Even so, the analyses of this phenomenon’s growing frequency indicate that India and Pakistan can ill afford to ignore the ever-present dangers of climate change to their economies and populations. The future damage that heatwaves may wreak on the Global South appears difficult to overstate.
The mango, one of India’s most prized crops, has evolved into one of the most visible casualties of the heatwave. Soaring temperatures robbed many trees of their ability to bear the delicious fruit throughout India, the largest cultivator of mangos in the world.
A heatwave that struck the country less than a decade ago and that Indian scientists linked to global warming also highlighted the human toll that climate change can have in South Asia: according to some estimates, the 2015 heatwave killed 2,000 Pakistanis and 2,500 Indians.
By no means, do India and Pakistan stand alone. Nepal, India’s far smaller, impoverished neighbour, experienced its hottest March in 53 years in 2022, and the Bangladesh Meteorological Department reported a “mild heatwave” just weeks ago. Ali Mohammad Rezaie and Savio Rousseau Rozario, a pair of scholars writing for The Dhaka Tribune, warned last month, “South Asia, a densely populated area, is considered to be a ‘hotspot’ for heatwave-related incidences.”
Climate change seems likely to exacerbate other environmental issues affecting South Asia. The World Resources Institute (WRI), a research group, included India and Pakistan on its 2019 list of countries dealing with “extremely high water baseline stress” – WRI’s most dire designation of water scarcity.
"South Asia hardly has a shortage of innovative proposals for how to tackle heatwaves and embark on a wider campaign of climate change mitigation"
The WRI report added that “in addition to rivers, lakes and streams, India’s groundwater resources are severely overdrawn, largely to provide water for irrigation,” as heatwaves induced by climate change continue to ravage agriculture there.
South Asia hardly has a shortage of innovative proposals for how to tackle heatwaves and embark on a wider campaign of climate change mitigation.
Last month, Rukhsar Sultana, a programme officer in Bangladesh for the aid agency ActionAid, wrote an op-ed for The Dhaka Tribune arguing that women should spearhead these efforts.

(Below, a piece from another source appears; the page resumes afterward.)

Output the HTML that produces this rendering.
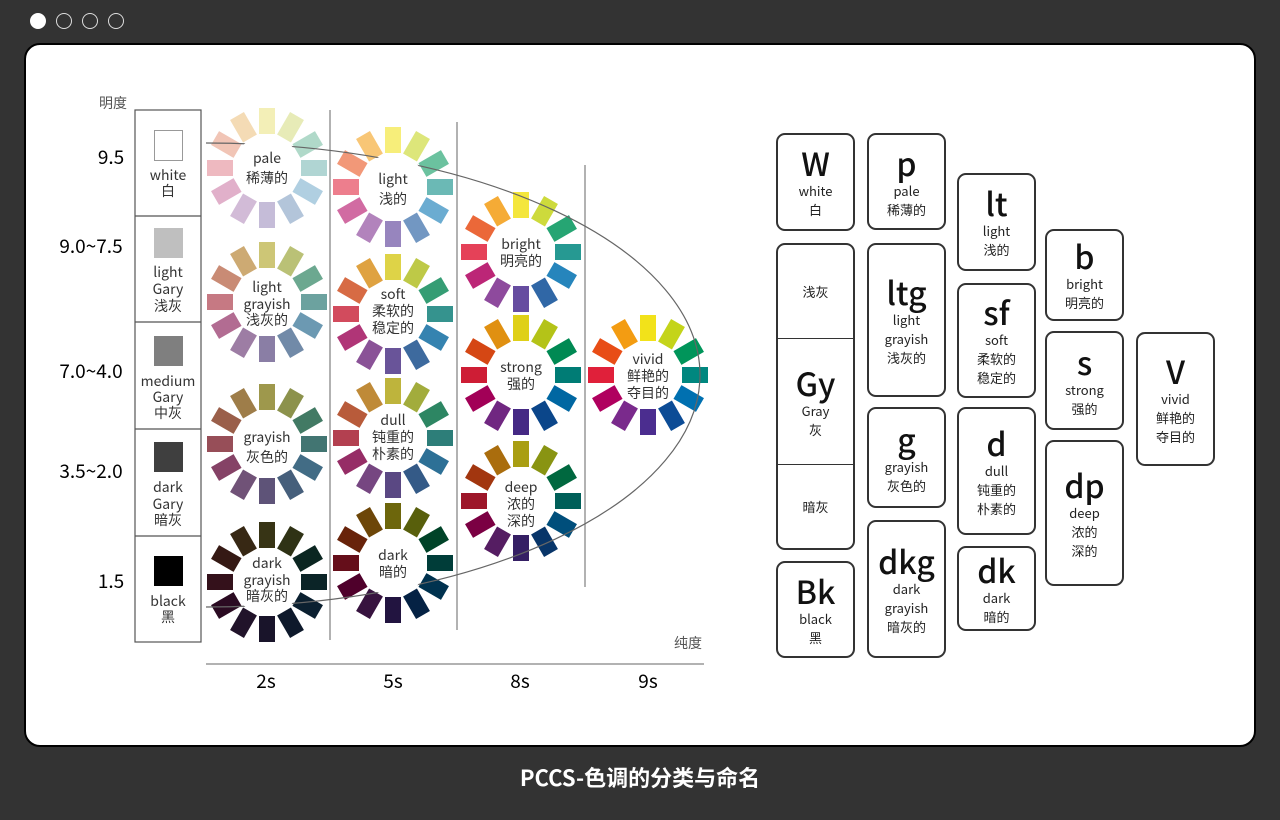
<!DOCTYPE html>
<html><head><meta charset="utf-8">
<style>
html,body{margin:0;padding:0}
body{width:1280px;height:820px;background:#333;position:relative;overflow:hidden;font-family:"Noto Sans CJK SC","Liberation Sans",sans-serif;color:#222}
.dot{position:absolute;top:13px;width:14px;height:14px;border:1.5px solid #ddd;border-radius:50%}
.card{position:absolute;left:24px;top:43px;width:1228px;height:700px;background:#fff;border:2px solid #000;border-radius:16px}
.box{position:absolute;border:2px solid #333;border-radius:9px;box-sizing:border-box;display:flex;flex-direction:column;align-items:center;justify-content:center;text-align:center;font-size:13px;line-height:19px;color:#222}
.box b{font-weight:500;font-size:32px;line-height:36px;color:#111}
.foot{position:absolute;left:0;width:1280px;top:761px;text-align:center;color:#fff;font-size:22px;font-weight:700}
</style></head><body>
<div class="dot" style="left:30px;background:#fff;border-color:#fff"></div>
<div class="dot" style="left:56px"></div>
<div class="dot" style="left:82px"></div>
<div class="dot" style="left:108px"></div>
<div class="card"></div>
<svg id="sv" width="1280" height="820" style="position:absolute;left:0;top:0" font-family="Noto Sans CJK SC, Liberation Sans, sans-serif">
<g fill="none" stroke="#999" stroke-width="1.5">
<line x1="330" y1="110" x2="330" y2="640"/>
<line x1="457" y1="122" x2="457" y2="630"/>
<line x1="585" y1="165" x2="585" y2="587"/>
<line x1="206" y1="664" x2="704" y2="664"/>
</g>
<g stroke="#555" stroke-width="1.2" fill="#fff">
<rect x="135" y="110" width="66" height="532"/>
<line x1="135" y1="216" x2="201" y2="216"/>
<line x1="135" y1="322" x2="201" y2="322"/>
<line x1="135" y1="429" x2="201" y2="429"/>
<line x1="135" y1="536" x2="201" y2="536"/>
</g>
<rect x="154.5" y="130.5" width="28" height="30" fill="#fff" stroke="#999"/>
<rect x="154" y="228" width="29" height="30" fill="#bfbfbf"/>
<rect x="154" y="336" width="29" height="30" fill="#7f7f7f"/>
<rect x="154" y="442" width="29" height="30" fill="#3f3f3f"/>
<rect x="154" y="556" width="29" height="30" fill="#000"/>
<g id="wheels"></g>
<path d="M206 143 A494 232 0 0 1 206 607" fill="none" stroke="#666" stroke-width="1.2"/>
<g id="circ"></g>
<g font-size="14" fill="#333" text-anchor="middle">
<text x="168" y="180">white</text><text x="168" y="196">白</text>
<text x="168" y="277">light</text><text x="168" y="294">Gary</text><text x="168" y="311">浅灰</text>
<text x="168" y="386">medium</text><text x="168" y="402">Gary</text><text x="168" y="418">中灰</text>
<text x="168" y="492">dark</text><text x="168" y="509">Gary</text><text x="168" y="525">暗灰</text>
<text x="168" y="606">black</text><text x="168" y="622">黑</text>
<text x="113" y="108" fill="#555">明度</text>
<text x="688" y="648" fill="#555">纯度</text>
</g>
<g font-size="19" fill="#000" text-anchor="middle">
<text x="111" y="164">9.5</text>
<text x="91" y="253">9.0~7.5</text>
<text x="91" y="378">7.0~4.0</text>
<text x="91" y="478">3.5~2.0</text>
<text x="111" y="588">1.5</text>
<text x="266" y="688">2s</text>
<text x="393" y="688">5s</text>
<text x="520" y="688">8s</text>
<text x="648" y="688">9s</text>
</g>
<g id="lbl" font-size="14" fill="#333" text-anchor="middle">
<text x="267" y="163">pale</text><text x="267" y="183">稀薄的</text>
<text x="267" y="292">light</text><text x="267" y="309">grayish</text><text x="267" y="325">浅灰的</text>
<text x="267" y="442">grayish</text><text x="267" y="462">灰色的</text>
<text x="267" y="568">dark</text><text x="267" y="585">grayish</text><text x="267" y="601">暗灰的</text>
<text x="393" y="184">light</text><text x="393" y="204">浅的</text>
<text x="393" y="299">soft</text><text x="393" y="316">柔软的</text><text x="393" y="333">稳定的</text>
<text x="393" y="425">dull</text><text x="393" y="442">钝重的</text><text x="393" y="459">朴素的</text>
<text x="393" y="560">dark</text><text x="393" y="577">暗的</text>
<text x="521" y="249">bright</text><text x="521" y="266">明亮的</text>
<text x="521" y="372">strong</text><text x="521" y="389">强的</text>
<text x="521" y="492">deep</text><text x="521" y="509">浓的</text><text x="521" y="526">深的</text>
<text x="648" y="364">vivid</text><text x="648" y="381">鲜艳的</text><text x="648" y="398">夺目的</text>
</g>
</svg>

<div class="box" style="left:776px;top:133px;width:79px;height:98px"><b>W</b>white<br>白</div>
<div class="box" style="left:776px;top:243px;width:79px;height:307px;justify-content:flex-start">
<div style="height:93px;width:100%;display:flex;align-items:center;justify-content:center;border-bottom:1.5px solid #333">浅灰</div>
<div style="height:125px;width:100%;display:flex;flex-direction:column;align-items:center;justify-content:center;border-bottom:1.5px solid #333"><b>Gy</b>Gray<br>灰</div>
<div style="flex:1;width:100%;display:flex;align-items:center;justify-content:center">暗灰</div>
</div>
<div class="box" style="left:776px;top:561px;width:79px;height:97px"><b>Bk</b>black<br>黑</div>
<div class="box" style="left:867px;top:133px;width:79px;height:97px"><b>p</b>pale<br>稀薄的</div>
<div class="box" style="left:867px;top:243px;width:79px;height:154px"><b>ltg</b>light<br>grayish<br>浅灰的</div>
<div class="box" style="left:867px;top:407px;width:79px;height:101px"><b>g</b>grayish<br>灰色的</div>
<div class="box" style="left:867px;top:520px;width:79px;height:138px"><b>dkg</b>dark<br>grayish<br>暗灰的</div>
<div class="box" style="left:957px;top:173px;width:79px;height:98px"><b>lt</b>light<br>浅的</div>
<div class="box" style="left:957px;top:283px;width:79px;height:115px"><b>sf</b>soft<br>柔软的<br>稳定的</div>
<div class="box" style="left:957px;top:407px;width:79px;height:128px"><b>d</b>dull<br>钝重的<br>朴素的</div>
<div class="box" style="left:957px;top:546px;width:79px;height:85px"><b>dk</b>dark<br>暗的</div>
<div class="box" style="left:1045px;top:229px;width:79px;height:92px"><b>b</b>bright<br>明亮的</div>
<div class="box" style="left:1045px;top:331px;width:79px;height:99px"><b>s</b>strong<br>强的</div>
<div class="box" style="left:1045px;top:440px;width:79px;height:146px"><b>dp</b>deep<br>浓的<br>深的</div>
<div class="box" style="left:1136px;top:332px;width:79px;height:134px"><b>V</b>vivid<br>鲜艳的<br>夺目的</div>
<div class="foot">PCCS-色调的分类与命名</div>
<script>
var hues=["#f2e21a","#c4d41a","#00955a","#00877f","#0070b0","#0c4c96","#4b2d8f","#7a2a8c","#b0005f","#e0203a","#e84d16","#f39c12"];
function hx(c){return [parseInt(c.substr(1,2),16),parseInt(c.substr(3,2),16),parseInt(c.substr(5,2),16)]}
function mix(c,m,t){var a=hx(c),b=hx(m);return "rgb("+a.map(function(v,i){return Math.round(v*(1-t)+b[i]*t)}).join(",")+")"}
var W=[
[267,168,"#f4f4f4",0.72],[267,302,"#b4b4b4",0.6],[267,444,"#6a6a6a",0.62],[267,582,"#0e0e14",0.82],
[393,187,"#ffffff",0.42],[393,314,"#b0b0b0",0.3],[393,438,"#707070",0.4],[393,563,"#000000",0.55],
[521,252,"#ffffff",0.15],[521,375,"#000000",0.08],[521,501,"#000000",0.3],[648,375,"#000000",0]];
var s="",c="";
W.forEach(function(w){
 for(var i=0;i<12;i++){
  s+='<rect x="'+(w[0]-8)+'" y="'+(w[1]-60)+'" width="16" height="26" fill="'+mix(hues[i],w[2],w[3])+'" transform="rotate('+(i*30)+' '+w[0]+' '+w[1]+')"/>';
 }
 c+='<circle cx="'+w[0]+'" cy="'+w[1]+'" r="33" fill="#fff"/>';
});
document.getElementById("wheels").innerHTML=s;
document.getElementById("circ").innerHTML=c;
</script>
</body></html>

Meanwhile, an American environmental organisation is helping India develop early warning systems for heatwaves.
Any failure in South Asia’s response to the heatwaves will likely have less to do with a lack of ideas than with the absence of a political will.
Pakistan found itself on the verge of a constitutional crisis in April when the opposition ousted Imran Khan as prime minister and replaced him with Shehbaz Sharif; the country’s government has been teetering ever since.
India, South Asia’s other regional power, seems more focused on containing China and navigating the fallout of the Russian invasion of Ukraine than on embracing costly measures for climate change mitigation.
This reluctance to develop a comprehensive strategy to counter global warming has created a patchwork of responses for dealing with the climate crisis.
"A sustainable plan for mitigating or withstanding heatwaves in South Asia will require cooperation between the region’s governments, the environmental movement, and the international community"
In India, for example, protocols and resources for bracing the population for heatwaves vary from state to state. The sense of urgency will no doubt grow, however, as this phenomenon becomes more widespread: heatwaves struck Turkmenistan and Uzbekistan at the same time as India and Pakistan.
In all likelihood, a sustainable plan for mitigating or withstanding heatwaves in South Asia will require cooperation between the region’s governments, the environmental movement, and the international community.
Only Bangladeshi, Indian, Nepalese, and Pakistani officials and their partners in civil society have the local reach necessary to rally South Asians behind climate change mitigation.
At the same time, the Western world, which, in many ways, set global warming in motion, has the greatest responsibility to put the climate crisis to an end.